- [Exercise task]: Gather from the material every line that contains the string "styles".

- [Supplied entries]:
★ ★ ★ ★ ★
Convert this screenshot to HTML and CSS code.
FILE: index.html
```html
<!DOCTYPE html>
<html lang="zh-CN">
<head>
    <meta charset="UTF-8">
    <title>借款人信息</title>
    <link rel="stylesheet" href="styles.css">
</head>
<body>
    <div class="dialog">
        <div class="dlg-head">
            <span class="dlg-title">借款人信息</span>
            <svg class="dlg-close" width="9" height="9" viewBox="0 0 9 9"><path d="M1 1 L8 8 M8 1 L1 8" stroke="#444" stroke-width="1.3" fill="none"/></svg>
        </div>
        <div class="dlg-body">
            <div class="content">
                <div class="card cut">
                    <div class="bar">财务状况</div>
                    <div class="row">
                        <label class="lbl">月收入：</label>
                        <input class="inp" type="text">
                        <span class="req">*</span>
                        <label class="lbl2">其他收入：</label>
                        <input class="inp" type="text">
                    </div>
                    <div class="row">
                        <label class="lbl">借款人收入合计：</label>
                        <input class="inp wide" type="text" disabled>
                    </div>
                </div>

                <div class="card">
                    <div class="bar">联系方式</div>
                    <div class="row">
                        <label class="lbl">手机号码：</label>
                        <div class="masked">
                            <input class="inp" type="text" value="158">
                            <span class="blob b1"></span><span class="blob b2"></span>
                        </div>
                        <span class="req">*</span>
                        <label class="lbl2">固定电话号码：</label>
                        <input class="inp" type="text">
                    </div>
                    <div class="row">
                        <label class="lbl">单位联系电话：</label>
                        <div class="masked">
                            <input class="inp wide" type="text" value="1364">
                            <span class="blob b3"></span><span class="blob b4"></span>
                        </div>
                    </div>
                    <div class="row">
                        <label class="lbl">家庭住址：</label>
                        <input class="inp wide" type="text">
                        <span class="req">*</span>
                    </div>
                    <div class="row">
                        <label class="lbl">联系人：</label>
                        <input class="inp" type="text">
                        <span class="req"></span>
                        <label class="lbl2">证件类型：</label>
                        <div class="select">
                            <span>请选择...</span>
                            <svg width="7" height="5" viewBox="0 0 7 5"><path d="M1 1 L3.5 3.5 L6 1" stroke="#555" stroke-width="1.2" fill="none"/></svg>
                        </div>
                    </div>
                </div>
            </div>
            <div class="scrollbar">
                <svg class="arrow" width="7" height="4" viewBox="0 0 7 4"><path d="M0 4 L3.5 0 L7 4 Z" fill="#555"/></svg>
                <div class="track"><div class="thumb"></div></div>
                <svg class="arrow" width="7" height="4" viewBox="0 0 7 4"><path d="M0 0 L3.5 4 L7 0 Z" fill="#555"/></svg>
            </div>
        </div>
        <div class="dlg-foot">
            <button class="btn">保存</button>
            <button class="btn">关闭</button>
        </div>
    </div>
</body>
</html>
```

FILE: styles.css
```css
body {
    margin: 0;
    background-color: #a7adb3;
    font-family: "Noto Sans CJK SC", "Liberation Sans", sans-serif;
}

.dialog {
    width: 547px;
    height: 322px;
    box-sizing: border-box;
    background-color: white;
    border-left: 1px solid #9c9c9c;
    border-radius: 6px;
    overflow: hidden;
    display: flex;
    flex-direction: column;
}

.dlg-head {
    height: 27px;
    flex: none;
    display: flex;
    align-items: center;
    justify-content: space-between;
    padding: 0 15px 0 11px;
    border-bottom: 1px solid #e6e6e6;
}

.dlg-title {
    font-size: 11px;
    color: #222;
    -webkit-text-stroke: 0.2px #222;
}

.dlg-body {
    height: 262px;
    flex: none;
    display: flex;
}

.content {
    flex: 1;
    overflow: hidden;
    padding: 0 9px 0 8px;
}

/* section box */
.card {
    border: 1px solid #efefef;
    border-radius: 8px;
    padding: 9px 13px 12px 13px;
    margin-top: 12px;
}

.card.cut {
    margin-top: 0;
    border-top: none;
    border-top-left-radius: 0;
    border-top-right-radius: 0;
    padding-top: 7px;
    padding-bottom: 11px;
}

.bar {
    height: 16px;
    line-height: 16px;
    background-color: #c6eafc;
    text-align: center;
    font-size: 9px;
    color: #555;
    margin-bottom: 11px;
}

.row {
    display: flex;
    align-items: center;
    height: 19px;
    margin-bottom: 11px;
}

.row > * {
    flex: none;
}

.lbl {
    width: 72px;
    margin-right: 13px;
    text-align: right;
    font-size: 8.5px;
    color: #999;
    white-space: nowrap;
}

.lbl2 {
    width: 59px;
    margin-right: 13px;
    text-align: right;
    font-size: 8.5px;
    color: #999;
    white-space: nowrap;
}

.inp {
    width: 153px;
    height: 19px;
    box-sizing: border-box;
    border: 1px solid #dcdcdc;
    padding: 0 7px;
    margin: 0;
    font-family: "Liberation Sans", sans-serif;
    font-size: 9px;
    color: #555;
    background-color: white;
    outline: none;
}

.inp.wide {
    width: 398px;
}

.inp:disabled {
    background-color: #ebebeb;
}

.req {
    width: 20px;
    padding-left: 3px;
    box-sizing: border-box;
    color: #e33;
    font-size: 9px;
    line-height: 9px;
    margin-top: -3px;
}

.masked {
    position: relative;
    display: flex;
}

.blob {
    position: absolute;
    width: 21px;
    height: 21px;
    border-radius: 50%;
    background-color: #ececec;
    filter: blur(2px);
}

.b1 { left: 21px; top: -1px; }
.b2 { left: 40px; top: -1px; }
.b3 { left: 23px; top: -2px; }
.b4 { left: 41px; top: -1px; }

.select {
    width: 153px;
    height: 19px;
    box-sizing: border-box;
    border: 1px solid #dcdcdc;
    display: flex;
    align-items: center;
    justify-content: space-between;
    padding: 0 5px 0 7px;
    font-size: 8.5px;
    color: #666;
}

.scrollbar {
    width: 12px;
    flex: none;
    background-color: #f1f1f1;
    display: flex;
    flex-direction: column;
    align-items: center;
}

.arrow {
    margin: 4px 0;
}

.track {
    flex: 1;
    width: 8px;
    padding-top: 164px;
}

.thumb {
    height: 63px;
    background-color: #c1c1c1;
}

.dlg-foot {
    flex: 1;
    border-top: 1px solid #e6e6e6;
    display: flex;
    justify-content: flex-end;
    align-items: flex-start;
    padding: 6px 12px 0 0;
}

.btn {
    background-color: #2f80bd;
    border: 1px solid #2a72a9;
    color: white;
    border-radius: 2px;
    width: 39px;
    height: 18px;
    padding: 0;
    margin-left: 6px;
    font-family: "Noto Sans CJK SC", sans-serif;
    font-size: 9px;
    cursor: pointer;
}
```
★ ★ ★ ★ ★
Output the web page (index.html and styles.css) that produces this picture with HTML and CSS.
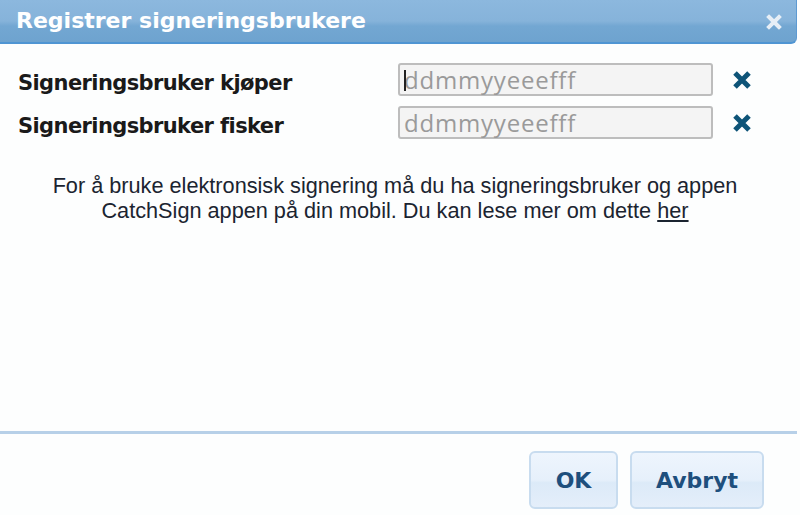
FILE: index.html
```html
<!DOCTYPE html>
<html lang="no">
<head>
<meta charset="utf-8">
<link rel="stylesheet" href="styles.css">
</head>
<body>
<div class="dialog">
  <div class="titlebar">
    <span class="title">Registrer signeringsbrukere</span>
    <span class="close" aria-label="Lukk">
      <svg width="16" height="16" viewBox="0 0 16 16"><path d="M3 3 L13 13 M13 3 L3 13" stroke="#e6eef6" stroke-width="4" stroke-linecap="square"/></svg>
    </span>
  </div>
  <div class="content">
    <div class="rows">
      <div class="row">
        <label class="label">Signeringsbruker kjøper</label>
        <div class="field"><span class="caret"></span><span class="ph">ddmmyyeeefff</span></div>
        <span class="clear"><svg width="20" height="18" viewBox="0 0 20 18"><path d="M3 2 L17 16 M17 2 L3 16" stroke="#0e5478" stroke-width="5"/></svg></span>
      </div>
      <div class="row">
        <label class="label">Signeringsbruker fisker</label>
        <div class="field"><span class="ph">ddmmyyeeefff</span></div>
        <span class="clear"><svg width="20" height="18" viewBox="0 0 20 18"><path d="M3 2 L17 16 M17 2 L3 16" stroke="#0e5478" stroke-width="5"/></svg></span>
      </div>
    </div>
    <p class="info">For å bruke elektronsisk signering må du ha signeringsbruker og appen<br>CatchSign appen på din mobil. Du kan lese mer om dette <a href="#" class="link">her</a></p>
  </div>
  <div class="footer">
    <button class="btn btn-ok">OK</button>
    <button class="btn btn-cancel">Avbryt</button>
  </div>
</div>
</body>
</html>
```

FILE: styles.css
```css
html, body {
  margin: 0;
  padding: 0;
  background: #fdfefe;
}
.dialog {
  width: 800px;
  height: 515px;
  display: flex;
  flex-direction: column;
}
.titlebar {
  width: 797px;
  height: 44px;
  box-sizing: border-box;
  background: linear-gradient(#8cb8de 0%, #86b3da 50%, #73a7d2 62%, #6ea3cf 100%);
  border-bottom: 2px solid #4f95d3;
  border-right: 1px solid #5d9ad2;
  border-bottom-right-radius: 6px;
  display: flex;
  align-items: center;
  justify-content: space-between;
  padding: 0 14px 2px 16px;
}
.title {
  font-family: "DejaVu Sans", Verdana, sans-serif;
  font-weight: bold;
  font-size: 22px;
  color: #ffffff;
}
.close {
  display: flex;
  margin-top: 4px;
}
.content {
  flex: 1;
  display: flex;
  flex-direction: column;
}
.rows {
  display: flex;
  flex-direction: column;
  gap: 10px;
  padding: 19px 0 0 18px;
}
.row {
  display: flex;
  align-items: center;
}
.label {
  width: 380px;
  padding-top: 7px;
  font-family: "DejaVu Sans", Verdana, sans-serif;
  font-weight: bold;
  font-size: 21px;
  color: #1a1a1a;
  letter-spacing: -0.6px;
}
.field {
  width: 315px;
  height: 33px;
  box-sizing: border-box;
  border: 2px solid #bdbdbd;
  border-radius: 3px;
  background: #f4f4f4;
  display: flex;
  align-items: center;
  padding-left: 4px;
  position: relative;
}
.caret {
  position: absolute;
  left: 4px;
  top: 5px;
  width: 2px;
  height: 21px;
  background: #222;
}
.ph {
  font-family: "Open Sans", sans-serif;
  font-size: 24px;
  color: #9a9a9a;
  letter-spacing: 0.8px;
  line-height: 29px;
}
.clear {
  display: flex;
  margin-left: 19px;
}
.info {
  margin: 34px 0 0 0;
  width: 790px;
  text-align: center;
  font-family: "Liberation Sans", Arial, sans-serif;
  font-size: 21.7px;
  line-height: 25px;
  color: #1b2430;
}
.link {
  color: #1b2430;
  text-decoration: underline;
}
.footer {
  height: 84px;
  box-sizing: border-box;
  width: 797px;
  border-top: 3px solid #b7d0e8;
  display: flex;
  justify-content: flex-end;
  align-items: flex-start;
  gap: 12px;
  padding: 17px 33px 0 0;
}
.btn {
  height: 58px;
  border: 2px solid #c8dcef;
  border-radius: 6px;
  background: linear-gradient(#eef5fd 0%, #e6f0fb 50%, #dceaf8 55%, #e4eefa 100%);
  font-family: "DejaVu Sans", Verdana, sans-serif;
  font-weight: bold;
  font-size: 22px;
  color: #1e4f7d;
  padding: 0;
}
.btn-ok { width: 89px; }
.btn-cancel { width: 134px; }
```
★ ★ ★ ★ ★
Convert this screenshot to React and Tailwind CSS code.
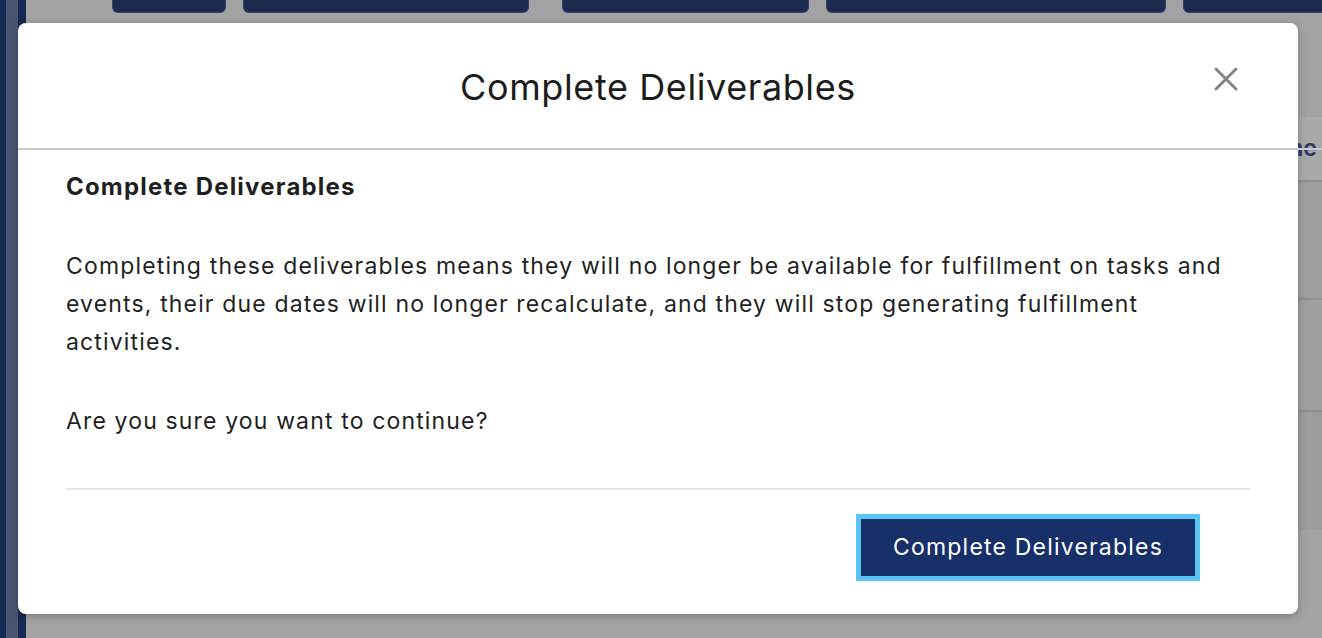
★ ★ ★ ★ ★
- [Final answer]:
    <link rel="stylesheet" href="styles.css">
FILE: styles.css
Output the web page (index.html and styles.css) that produces this picture with HTML and CSS.
<link rel="stylesheet" href="styles.css">
FILE: styles.css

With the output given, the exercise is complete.